Directive:
Gather up the lines with the word "styles" in them.

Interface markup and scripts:
____
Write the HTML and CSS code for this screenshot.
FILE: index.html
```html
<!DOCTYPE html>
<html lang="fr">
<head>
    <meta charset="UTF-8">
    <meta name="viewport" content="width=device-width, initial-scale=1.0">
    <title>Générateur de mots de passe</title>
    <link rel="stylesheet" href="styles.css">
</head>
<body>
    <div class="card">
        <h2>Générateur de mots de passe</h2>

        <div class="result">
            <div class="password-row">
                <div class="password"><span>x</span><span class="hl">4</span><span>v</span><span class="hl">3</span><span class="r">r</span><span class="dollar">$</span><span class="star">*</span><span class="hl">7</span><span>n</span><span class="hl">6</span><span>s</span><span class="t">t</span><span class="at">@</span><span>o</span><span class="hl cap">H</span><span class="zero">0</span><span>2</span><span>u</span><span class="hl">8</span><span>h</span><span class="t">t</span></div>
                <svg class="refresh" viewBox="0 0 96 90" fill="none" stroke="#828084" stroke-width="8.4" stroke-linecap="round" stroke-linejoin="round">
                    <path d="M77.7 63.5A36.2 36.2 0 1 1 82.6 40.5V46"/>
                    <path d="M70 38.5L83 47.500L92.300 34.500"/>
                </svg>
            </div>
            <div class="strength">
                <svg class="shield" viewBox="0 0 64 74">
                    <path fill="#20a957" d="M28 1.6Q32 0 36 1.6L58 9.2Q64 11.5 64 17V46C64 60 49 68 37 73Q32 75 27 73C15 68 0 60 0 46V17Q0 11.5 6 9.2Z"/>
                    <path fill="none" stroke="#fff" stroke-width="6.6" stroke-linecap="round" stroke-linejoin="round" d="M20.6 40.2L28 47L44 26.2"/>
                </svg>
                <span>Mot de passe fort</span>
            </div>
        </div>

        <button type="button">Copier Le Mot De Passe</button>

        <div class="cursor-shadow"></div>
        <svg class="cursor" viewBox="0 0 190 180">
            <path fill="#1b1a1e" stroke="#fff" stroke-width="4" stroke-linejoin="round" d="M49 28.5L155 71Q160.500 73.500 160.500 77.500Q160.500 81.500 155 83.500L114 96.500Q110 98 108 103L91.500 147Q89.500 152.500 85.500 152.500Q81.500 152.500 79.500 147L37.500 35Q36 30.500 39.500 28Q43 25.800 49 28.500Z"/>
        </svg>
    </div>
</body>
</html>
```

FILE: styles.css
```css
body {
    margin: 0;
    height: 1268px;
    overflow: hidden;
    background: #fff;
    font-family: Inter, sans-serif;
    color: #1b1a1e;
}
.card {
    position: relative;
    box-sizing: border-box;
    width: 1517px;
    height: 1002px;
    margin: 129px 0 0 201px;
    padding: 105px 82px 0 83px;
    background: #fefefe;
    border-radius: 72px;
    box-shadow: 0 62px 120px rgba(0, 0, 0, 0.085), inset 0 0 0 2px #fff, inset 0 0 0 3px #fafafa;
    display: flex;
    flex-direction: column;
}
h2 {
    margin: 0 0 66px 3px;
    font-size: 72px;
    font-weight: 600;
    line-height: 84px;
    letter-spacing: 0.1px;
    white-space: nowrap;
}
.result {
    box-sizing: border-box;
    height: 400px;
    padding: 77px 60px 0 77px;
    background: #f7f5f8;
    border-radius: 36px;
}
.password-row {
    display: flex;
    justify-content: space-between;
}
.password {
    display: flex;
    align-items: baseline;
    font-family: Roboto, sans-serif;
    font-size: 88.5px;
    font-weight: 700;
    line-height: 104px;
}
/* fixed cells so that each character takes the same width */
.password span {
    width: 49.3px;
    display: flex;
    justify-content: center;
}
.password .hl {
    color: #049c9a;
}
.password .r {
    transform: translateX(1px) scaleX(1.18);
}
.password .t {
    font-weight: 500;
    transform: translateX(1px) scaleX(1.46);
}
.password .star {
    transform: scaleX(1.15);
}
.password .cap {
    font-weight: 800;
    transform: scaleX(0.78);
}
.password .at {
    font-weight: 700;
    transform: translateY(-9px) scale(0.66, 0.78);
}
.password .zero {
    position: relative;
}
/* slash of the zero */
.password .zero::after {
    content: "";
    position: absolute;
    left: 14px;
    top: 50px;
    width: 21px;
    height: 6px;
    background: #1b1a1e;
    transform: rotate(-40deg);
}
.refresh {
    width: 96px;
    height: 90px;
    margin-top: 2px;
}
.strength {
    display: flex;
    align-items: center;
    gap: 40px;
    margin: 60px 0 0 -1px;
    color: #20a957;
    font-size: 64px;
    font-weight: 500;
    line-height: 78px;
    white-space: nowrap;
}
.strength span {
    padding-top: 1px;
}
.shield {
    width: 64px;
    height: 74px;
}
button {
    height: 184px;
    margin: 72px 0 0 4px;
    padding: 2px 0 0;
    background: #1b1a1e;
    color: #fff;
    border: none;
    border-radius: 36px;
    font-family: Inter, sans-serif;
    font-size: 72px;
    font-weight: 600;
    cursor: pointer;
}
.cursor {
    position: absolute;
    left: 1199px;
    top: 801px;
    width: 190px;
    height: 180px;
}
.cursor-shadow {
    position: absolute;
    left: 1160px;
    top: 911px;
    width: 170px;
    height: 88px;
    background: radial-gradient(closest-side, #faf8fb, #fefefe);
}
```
____
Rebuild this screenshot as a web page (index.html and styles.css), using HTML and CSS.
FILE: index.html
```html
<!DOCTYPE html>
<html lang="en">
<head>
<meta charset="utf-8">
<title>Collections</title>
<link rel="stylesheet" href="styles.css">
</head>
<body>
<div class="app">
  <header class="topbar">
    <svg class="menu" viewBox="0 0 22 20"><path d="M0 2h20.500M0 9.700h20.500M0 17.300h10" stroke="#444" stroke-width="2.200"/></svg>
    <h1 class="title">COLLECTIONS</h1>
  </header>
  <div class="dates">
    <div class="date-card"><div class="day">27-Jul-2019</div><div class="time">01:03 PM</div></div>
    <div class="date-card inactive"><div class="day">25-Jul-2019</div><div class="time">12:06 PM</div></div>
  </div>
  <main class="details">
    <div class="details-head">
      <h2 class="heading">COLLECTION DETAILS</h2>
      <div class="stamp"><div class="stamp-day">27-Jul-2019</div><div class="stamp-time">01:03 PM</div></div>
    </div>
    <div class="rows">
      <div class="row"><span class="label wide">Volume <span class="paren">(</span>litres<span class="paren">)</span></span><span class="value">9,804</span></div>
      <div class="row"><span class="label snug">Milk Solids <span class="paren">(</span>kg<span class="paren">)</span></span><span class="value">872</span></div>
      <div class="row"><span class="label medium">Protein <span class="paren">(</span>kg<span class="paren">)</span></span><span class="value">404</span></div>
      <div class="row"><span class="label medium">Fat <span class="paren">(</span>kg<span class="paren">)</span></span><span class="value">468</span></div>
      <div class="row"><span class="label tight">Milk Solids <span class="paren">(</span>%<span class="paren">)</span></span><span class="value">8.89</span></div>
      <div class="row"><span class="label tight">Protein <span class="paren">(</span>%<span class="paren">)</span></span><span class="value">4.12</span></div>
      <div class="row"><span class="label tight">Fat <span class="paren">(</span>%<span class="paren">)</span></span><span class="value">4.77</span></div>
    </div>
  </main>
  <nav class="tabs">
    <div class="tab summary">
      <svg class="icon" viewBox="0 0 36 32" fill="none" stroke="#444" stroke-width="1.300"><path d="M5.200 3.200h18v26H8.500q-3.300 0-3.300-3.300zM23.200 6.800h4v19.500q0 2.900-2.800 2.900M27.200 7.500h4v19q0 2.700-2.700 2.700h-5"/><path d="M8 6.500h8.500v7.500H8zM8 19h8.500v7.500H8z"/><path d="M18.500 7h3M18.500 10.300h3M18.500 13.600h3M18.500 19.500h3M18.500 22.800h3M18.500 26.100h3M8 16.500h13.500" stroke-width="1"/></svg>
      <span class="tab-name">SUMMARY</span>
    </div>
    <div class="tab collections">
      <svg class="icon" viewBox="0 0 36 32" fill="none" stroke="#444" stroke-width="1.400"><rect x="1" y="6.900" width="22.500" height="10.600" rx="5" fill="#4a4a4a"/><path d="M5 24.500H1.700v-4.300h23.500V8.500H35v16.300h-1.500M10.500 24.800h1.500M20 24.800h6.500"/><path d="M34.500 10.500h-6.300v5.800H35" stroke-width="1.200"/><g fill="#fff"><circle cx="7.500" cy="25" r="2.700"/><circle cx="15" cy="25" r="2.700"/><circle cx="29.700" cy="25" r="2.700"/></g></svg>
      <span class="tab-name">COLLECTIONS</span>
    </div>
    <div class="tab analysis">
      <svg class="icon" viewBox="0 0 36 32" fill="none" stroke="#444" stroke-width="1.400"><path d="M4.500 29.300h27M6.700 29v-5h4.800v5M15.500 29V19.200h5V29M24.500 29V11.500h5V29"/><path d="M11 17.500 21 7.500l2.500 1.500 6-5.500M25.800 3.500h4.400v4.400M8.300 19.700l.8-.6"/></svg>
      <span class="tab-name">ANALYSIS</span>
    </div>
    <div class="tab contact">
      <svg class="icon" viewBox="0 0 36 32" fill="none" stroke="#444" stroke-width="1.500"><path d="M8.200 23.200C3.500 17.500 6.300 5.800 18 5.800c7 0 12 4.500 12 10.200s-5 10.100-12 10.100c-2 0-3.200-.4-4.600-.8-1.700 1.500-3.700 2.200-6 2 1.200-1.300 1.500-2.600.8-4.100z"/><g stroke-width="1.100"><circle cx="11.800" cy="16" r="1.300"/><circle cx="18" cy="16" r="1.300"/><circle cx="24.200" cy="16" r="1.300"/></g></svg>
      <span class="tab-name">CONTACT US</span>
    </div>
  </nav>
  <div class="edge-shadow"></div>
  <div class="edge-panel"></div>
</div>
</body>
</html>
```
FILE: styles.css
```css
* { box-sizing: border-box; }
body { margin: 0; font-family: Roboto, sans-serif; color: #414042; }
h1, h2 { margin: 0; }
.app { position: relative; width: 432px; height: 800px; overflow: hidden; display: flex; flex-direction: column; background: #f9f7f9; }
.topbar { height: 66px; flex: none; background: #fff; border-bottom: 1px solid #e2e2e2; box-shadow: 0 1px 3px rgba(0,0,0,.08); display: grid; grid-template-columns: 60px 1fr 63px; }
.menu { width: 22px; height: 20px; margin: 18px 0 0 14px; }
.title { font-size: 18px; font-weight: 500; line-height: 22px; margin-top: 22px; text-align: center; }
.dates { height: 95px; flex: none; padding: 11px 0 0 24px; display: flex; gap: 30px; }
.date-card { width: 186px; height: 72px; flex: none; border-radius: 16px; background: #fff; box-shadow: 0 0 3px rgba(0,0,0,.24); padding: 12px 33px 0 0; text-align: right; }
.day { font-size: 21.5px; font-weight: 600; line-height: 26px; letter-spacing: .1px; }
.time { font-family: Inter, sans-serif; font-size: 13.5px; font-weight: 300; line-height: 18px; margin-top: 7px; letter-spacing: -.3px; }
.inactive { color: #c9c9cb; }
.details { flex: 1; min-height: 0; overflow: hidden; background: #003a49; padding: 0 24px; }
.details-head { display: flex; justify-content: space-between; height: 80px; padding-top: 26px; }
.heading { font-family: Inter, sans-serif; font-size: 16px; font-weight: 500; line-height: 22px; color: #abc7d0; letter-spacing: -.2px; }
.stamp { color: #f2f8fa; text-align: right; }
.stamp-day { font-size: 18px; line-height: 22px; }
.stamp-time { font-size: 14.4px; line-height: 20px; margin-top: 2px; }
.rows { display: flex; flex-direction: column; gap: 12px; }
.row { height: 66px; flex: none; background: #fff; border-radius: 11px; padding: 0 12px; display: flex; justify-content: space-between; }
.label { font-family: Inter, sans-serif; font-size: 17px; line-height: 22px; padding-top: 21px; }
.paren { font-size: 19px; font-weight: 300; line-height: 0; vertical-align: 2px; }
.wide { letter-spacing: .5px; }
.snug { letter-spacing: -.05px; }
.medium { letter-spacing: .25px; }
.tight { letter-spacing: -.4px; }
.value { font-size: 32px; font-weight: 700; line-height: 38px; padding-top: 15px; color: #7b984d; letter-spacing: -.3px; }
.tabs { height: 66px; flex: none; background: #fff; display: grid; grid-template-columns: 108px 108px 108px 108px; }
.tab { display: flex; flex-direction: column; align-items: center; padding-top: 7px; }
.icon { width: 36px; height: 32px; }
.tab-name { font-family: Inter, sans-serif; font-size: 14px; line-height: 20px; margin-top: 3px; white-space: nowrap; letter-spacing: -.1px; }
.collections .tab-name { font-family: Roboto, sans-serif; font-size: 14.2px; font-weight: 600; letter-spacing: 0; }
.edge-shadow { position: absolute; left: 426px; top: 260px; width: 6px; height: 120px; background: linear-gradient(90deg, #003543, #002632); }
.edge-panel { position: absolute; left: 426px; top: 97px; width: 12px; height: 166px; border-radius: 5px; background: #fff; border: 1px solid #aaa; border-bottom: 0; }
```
____
Written solution:
    <link rel="stylesheet" href="styles.css">
FILE: styles.css
Rebuild this screenshot as a web page (index.html and styles.css), using HTML and CSS.
<link rel="stylesheet" href="styles.css">
FILE: styles.css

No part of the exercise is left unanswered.